Universal Expressions and Feedback

  • Ekman’s Universal Expressions: A theory that suggests that certain facial expressions of emotion are universally recognized across cultures, such as happiness, sadness, anger, surprise, fear, and disgust.

  • “Duchenne Smile”: A genuine smile that involves the movement of both the mouth and the eyes, signaling true happiness or enjoyment.

  • Facial Feedback Effect: The idea that facial expressions can influence emotional experiences, meaning that smiling can make you feel happier, and frowning can make you feel sadder.

Stress and Health

  • Stress: A psychological and physiological response to perceived challenges or threats.

  • Stressors: Events or conditions that cause stress, such as work pressures, exams, or life changes.

  • General Adaptation Syndrome (GAS) (Selye): A three-phase model of the body’s response to stress: alarm, resistance, and exhaustion.

  • Tend-and-Befriend Response: A stress response where people (especially women) seek social support and nurturing behavior to cope with stress, rather than just fight or flee.

Immune System and Disease

  • Lymphocytes (B & T): White blood cells that play key roles in the immune system. B cells produce antibodies, while T cells attack infected or cancerous cells.

  • Macrophage: A type of white blood cell that engulfs and digests pathogens and other foreign substances.

  • Natural Killer (NK) Cells: A type of immune cell that targets and destroys abnormal cells, such as virus-infected or cancerous cells.

  • HIV and AIDS: HIV (Human Immunodeficiency Virus) is a virus that attacks the immune system, and AIDS (Acquired Immunodeficiency Syndrome) is the final stage of HIV infection, where the immune system is severely weakened.

  • Coronary Heart Disease: A condition where the blood vessels supplying the heart become blocked or narrowed, often due to the buildup of plaque.

  • Type A: A personality type characterized by high levels of competitiveness, urgency, and hostility, which has been associated with an increased risk of heart disease.

  • Type B: A personality type characterized by a more relaxed, easy-going, and less competitive demeanor.

Psychological Resilience and Well-Being

  • Explanatory Style: The way individuals explain the causes of events in their lives, with optimistic people attributing negative events to external, temporary causes and pessimistic people to internal, stable causes.

  • Optimism: A general tendency to expect positive outcomes and interpret life events in an optimistic way.

  • Pessimism: A tendency to expect negative outcomes and interpret life events negatively.
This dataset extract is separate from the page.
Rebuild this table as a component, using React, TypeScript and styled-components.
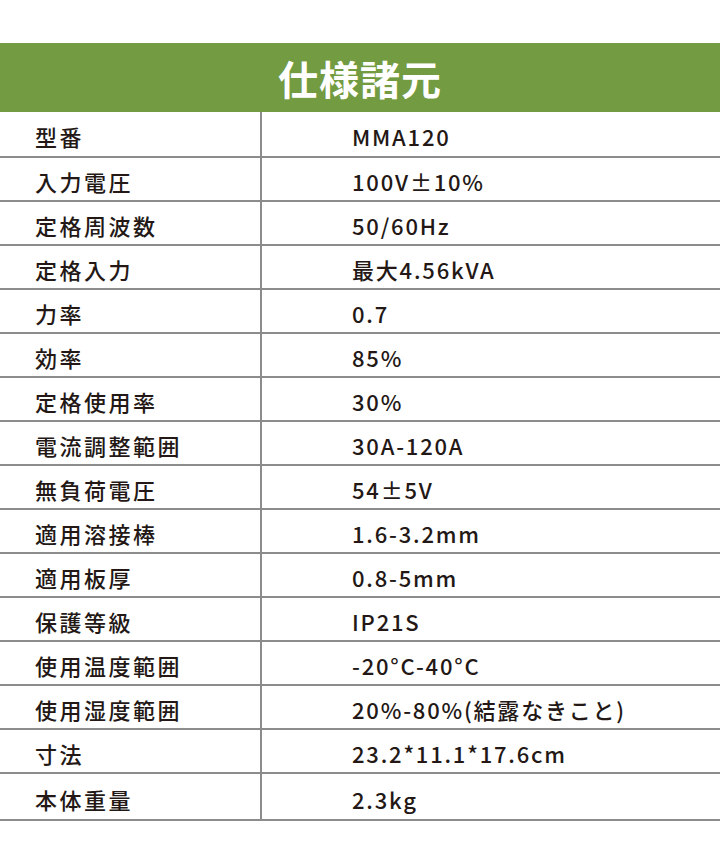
import React from "react";
import styled, { createGlobalStyle } from "styled-components";

const specs: [string, string][] = [
  ["型番", "MMA120"],
  ["入力電圧", "100V±10%"],
  ["定格周波数", "50/60Hz"],
  ["定格入力", "最大4.56kVA"],
  ["力率", "0.7"],
  ["効率", "85%"],
  ["定格使用率", "30%"],
  ["電流調整範囲", "30A-120A"],
  ["無負荷電圧", "54±5V"],
  ["適用溶接棒", "1.6-3.2mm"],
  ["適用板厚", "0.8-5mm"],
  ["保護等級", "IP21S"],
  ["使用温度範囲", "-20°C-40°C"],
  ["使用湿度範囲", "20%-80%(結露なきこと)"],
  ["寸法", "23.2*11.1*17.6cm"],
  ["本体重量", "2.3kg"],
];

export default function App(): JSX.Element {
  return (
    <>
      <GlobalStyle />
      <Page>
        <Header>仕様諸元</Header>
        <Table>
          {specs.map(([label, value]) => (
            <Row key={label}>
              <Label>{label}</Label>
              <Value>{value}</Value>
            </Row>
          ))}
        </Table>
      </Page>
    </>
  );
}

const GlobalStyle = createGlobalStyle`
  body {
    margin: 0;
    background: #ffffff;
    font-family: "Noto Sans CJK JP", "Noto Sans", sans-serif;
  }
`;

const Page = styled.div`
  width: 720px;
  height: 864px;
  padding-top: 43px;
  box-sizing: border-box;
  background: #ffffff;
`;

const Header = styled.h1`
  display: flex;
  align-items: center;
  justify-content: center;

  height: 69px;
  margin: 0;

  color: #ffffff;
  font-size: 40px;
  font-weight: 700;
  letter-spacing: 1px;

  background: #739b41;
`;

const Table = styled.div`
  display: flex;
  flex-direction: column;
`;

const Row = styled.div`
  display: grid;
  grid-template-columns: 262px 1fr;

  height: 44px;
  box-sizing: border-box;
  border-bottom: 2px solid #8c8c8c;

  &:first-child {
    height: 46px;
  }

  &:last-child {
    height: 47px;
  }
`;

const Label = styled.div`
  display: flex;
  align-items: center;

  padding: 4px 0 0 35px;
  border-right: 2px solid #8c8c8c;

  color: #231815;
  font-size: 22px;
  font-weight: 500;
  letter-spacing: 2.5px;
`;

const Value = styled.div`
  display: flex;
  align-items: center;

  padding: 4px 0 0 90px;

  color: #231815;
  font-size: 22px;
  font-weight: 500;
  letter-spacing: 1.8px;
`;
  • Biofeedback: A technique that allows individuals to monitor and control physiological processes such as heart rate, muscle tension, and blood pressure through feedback from monitoring devices.

  • Mindfulness: A mental state achieved by focusing on the present moment in a non-judgmental manner, often used to reduce stress and promote well-being.

  • Faith Factor: The positive effects of religious faith and spirituality on health, including stress reduction and improved coping mechanisms.

  • Feel-Good, Do-Good Phenomenon: The tendency for people who are in a good mood to be more helpful and generous toward others.

  • Positive Psychology: A branch of psychology that focuses on studying and promoting positive emotions, well-being, and personal strengths.

  • Subjective Well-Being: A person’s self-reported assessment of their happiness or life satisfaction.

  • Adaptation-Level Phenomenon: The tendency to judge new experiences based on past experiences, leading to a shifting baseline of happiness or satisfaction.

  • Relative Deprivation: The perception that one is worse off than others, leading to feelings of dissatisfaction or resentment.